I would have wired the HRDB223 this way to make the normal trigger operation correct (terminal 6). However there is two issues with using that device, no initial closure of the 'initiate switch' function and the relay is in the wrong state during the time delay interval as stated in a previous post.
Once triggered the timing of the ICM 203 is fine with no power connected to the unit.
I suspect the ICM 203 did not work in your original setup due to the load current of the Damper trigger circuit is below the 0.040 Amp (40 mA) minimum load specification (Holding Current). The gas valve current should be easily above that, so it worked there. For me I would want the Damper working correctly (issue explained above). If it is determined that the Damper trigger circuit current is too low an appropriate resistor could be added as a slight additional load.
National - U.S. Gas Boiler 45+ Years Old
Steam 300 SQ. FT. - EDR 347
One Pipe System0 -
When you say $$$ going up the chimney, is this just heat escaping? If it's just that, I can afford it somewhat as I have a dedicated overheated boiler room.

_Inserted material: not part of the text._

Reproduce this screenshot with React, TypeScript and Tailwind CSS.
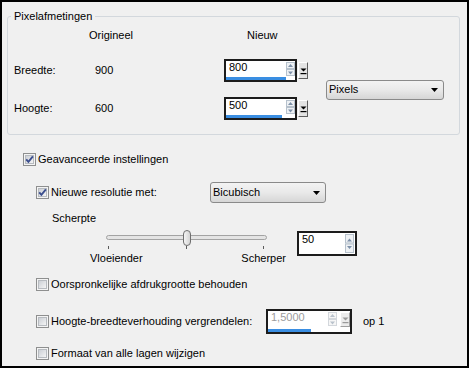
import React from "react";

function CheckBox({ checked }: { checked: boolean }) {
  return (
    <svg width="13" height="13" viewBox="0 0 13 13" className="block shrink-0">
      <defs>
        <linearGradient id="cbg" x1="0" y1="0" x2="1" y2="1">
          <stop offset="0" stopColor="#c9cdd3" />
          <stop offset="1" stopColor="#f7f7f7" />
        </linearGradient>
      </defs>
      <rect x="0.5" y="0.5" width="12" height="12" fill="#f4f4f4" stroke="#8e8f8f" />
      <rect x="2.5" y="2.5" width="8" height="8" fill="url(#cbg)" stroke="#b7bbc0" />
      {checked && (
        <path d="M3.2 6.3 L5.4 8.8 L9.9 3.3" fill="none" stroke="#3b4e8e" strokeWidth="1.9" />
      )}
    </svg>
  );
}

function Arrows({ h, disabled }: { h: number; disabled?: boolean }) {
  const half = h / 2;
  const stroke = disabled ? "#d3d7dc" : "#b6c1cc";
  const tri = disabled ? "#b9c2cc" : "#7d90a8";
  const fill = disabled ? "#f6f6f6" : "#eef1f4";
  return (
    <svg width="9" height={h} viewBox={`0 0 9 ${h}`} className="block shrink-0">
      <rect x="0.5" y="0.5" width="8" height={half - 1} fill={fill} stroke={stroke} />
      <rect x="0.5" y={half + 0.5} width="8" height={half - 1} fill={fill} stroke={stroke} />
      <path d={`M2 ${half - 2} L4.5 ${half - 5} L7 ${half - 2} Z`} fill={tri} />
      <path d={`M2 ${half + 2.5} L4.5 ${half + 5.5} L7 ${half + 2.5} Z`} fill={tri} />
    </svg>
  );
}

function MiniButton({ h, disabled }: { h: number; disabled?: boolean }) {
  const c = disabled ? "#9a9a9a" : "#000";
  return (
    <div
      className={`w-[10px] shrink-0 flex items-center justify-center border-t border-l border-t-white border-l-white border-r border-b ${
        disabled ? "border-r-[#a0a0a0] border-b-[#a0a0a0] bg-[#ececec]" : "border-r-[#5e5e5e] border-b-[#5e5e5e] bg-[#e4e4e4]"
      }`}
      style={{ height: h }}
    >
      <svg width="7" height="8" viewBox="0 0 7 8" className="block">
        <path d="M0.5 1.5 L6.5 1.5 L3.5 4.5 Z" fill={c} />
        <rect x="0.5" y="6" width="6" height="1.2" fill={c} />
      </svg>
    </div>
  );
}

function SpinBox({
  value,
  w,
  h,
  textW,
  bar,
  arrowsH,
  mini,
  disabled,
}: {
  value: string;
  w: number;
  h: number;
  textW: number;
  bar?: number;
  arrowsH: number;
  mini?: "outside" | "inside";
  disabled?: boolean;
}) {
  return (
    <div className="flex items-center shrink-0">
      <div
        className="border-2 border-[#1c1c1c] bg-white flex items-start shrink-0"
        style={{ width: w, height: h }}
      >
        <div className="flex flex-col justify-between h-full shrink-0" style={{ width: textW }}>
          <span className={`pl-[3px] h-[13px] ${disabled ? "text-[#9c9c9c]" : "text-black"}`}>{value}</span>
          {bar ? <div className="h-[3px] bg-[#3a8ee2]" style={{ width: bar }} /> : <div />}
        </div>
        <div className="mt-[1px]">
          <Arrows h={arrowsH} disabled={disabled} />
        </div>
        {mini === "inside" && (
          <div className="ml-[3px] mt-[1px]">
            <MiniButton h={15} disabled={disabled} />
          </div>
        )}
      </div>
      {mini === "outside" && (
        <div className="ml-[1px]">
          <MiniButton h={17} />
        </div>
      )}
    </div>
  );
}

function Dropdown({ label, w, h }: { label: string; w: number; h: number }) {
  return (
    <div
      className="flex items-center justify-between rounded-[3px] border border-[#8a8a8a] bg-gradient-to-b from-[#f3f3f3] via-[#e9e9e9] to-[#d6d6d6] pl-[2px] pr-[5px] shrink-0"
      style={{ width: w, height: h }}
    >
      <span>{label}</span>
      <svg width="7" height="4" viewBox="0 0 7 4" className="block">
        <path d="M0 0 L7 0 L3.5 4 Z" fill="#000" />
      </svg>
    </div>
  );
}

function CheckRow({ checked, label }: { checked: boolean; label: string }) {
  return (
    <div className="flex items-center h-[13px]">
      <CheckBox checked={checked} />
      <span className="ml-[2px]">{label}</span>
    </div>
  );
}

export default function App() {
  return (
    <div className="w-[469px] h-[368px] border-2 border-black bg-[#f0f0f0] text-[11px] leading-[13px] text-black font-['Liberation_Sans',Arial,sans-serif] flex flex-col overflow-hidden">
      {/* Group box */}
      <div className="mt-[14px] ml-[5px] w-[453px] h-[119px] border border-[#d3d8dd] rounded-[3px] flex flex-col shrink-0">
        <span className="-mt-[7px] ml-[3px] px-[3px] bg-[#f0f0f0] self-start h-[13px]">Pixelafmetingen</span>
        <div className="mt-[6px] flex pl-[81px]">
          <span className="w-[158px]">Origineel</span>
          <span>Nieuw</span>
        </div>
        <div className="mt-[17px] flex items-center">
          <div className="flex flex-col gap-[15px] pl-[6px]">
            <div className="flex items-center h-[23px]">
              <span className="w-[81px]">Breedte:</span>
              <span className="w-[129px]">900</span>
              <SpinBox value="800" w={73} h={23} textW={60} bar={60} arrowsH={14} mini="outside" />
            </div>
            <div className="flex items-center h-[23px]">
              <span className="w-[81px]">Hoogte:</span>
              <span className="w-[129px]">600</span>
              <SpinBox value="500" w={73} h={23} textW={60} bar={56} arrowsH={14} mini="outside" />
            </div>
          </div>
          <div className="ml-[18px]">
            <Dropdown label="Pixels" w={118} h={20} />
          </div>
        </div>
      </div>

      {/* Advanced */}
      <div className="mt-[18px] ml-[21px]">
        <CheckRow checked label="Geavanceerde instellingen" />
      </div>

      <div className="mt-[16px] ml-[34px] flex items-center h-[21px]">
        <CheckBox checked />
        <span className="ml-[2px] w-[159px]">Nieuwe resolutie met:</span>
        <Dropdown label="Bicubisch" w={116} h={21} />
      </div>

      <div className="mt-[9px] ml-[50px] h-[13px]">Scherpte</div>

      <div className="mt-[5px] ml-[88px] flex items-start">
        <div className="w-[196px] flex flex-col">
          <div className="relative h-[16px]">
            <div className="absolute left-[16px] top-[5px] w-[161px] h-[5px] rounded-full border border-[#a3a3a3] bg-[#e4e4e4]" />
            <div className="absolute left-[93px] top-0 w-[8px] h-[16px] rounded-[4px] border border-[#6f6f6f] bg-gradient-to-r from-[#f4f4f4] to-[#d4d4d4]" />
          </div>
          <div className="flex h-[4px]">
            <div className="ml-[18px] w-[1px] h-[3px] bg-[#5a5a5a]" />
            <div className="ml-[77px] w-[1px] h-[3px] bg-[#5a5a5a]" />
            <div className="ml-[76px] w-[1px] h-[3px] bg-[#5a5a5a]" />
          </div>
          <div className="mt-[2px] flex justify-between">
            <span>Vloeiender</span>
            <span>Scherper</span>
          </div>
        </div>
        <div className="ml-[11px] mt-[1px]">
          <SpinBox value="50" w={60} h={25} textW={46} arrowsH={19} />
        </div>
      </div>

      <div className="mt-[13px] ml-[34px]">
        <CheckRow checked={false} label="Oorspronkelijke afdrukgrootte behouden" />
      </div>

      <div className="mt-[18px] ml-[34px] flex items-center h-[25px]">
        <CheckBox checked={false} />
        <span className="ml-[2px] w-[215px]">Hoogte-breedteverhouding vergrendelen:</span>
        <SpinBox value="1,5000" w={86} h={25} textW={60} bar={43} arrowsH={14} mini="inside" disabled />
        <span className="ml-[11px]">op 1</span>
      </div>

      <div className="mt-[13px] ml-[34px]">
        <CheckRow checked={false} label="Formaat van alle lagen wijzigen" />
      </div>
    </div>
  );
}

Otherwise, it worked last night (not as cold, hovering around 30 degrees) and kept my bedroom at temperature. Thanks @EdTheHeaterMan for your help!
One other problem is solved as I thought it would but I forgot to mention it in this post; Water Hammer:
Unlike most water hammer, this was easily locatable and would be only on the active radiators. With the boiler short cycling (as little as 60 seconds on, 60 seconds off) to only feed one or two radiators, after a few cycles I would get water hammer clearly banging on the inlet stem pipe to whatever radiator is on at that time. Nearly of my radiators inlets go to a top opening so there is a 2-3 foot stem coming out of the floor.
My theory is that with the steam trap closed in the radiator (or less likely the TRV closed), steam could no longer enter the radiator and was condensing in the stem - when the burner stopped due to pressure and no more steam was coming, this steam in the stem began to condense just in time as the burner restarted and steam came back up and the resulting crash creates water hammer.
There was no water hammer last night.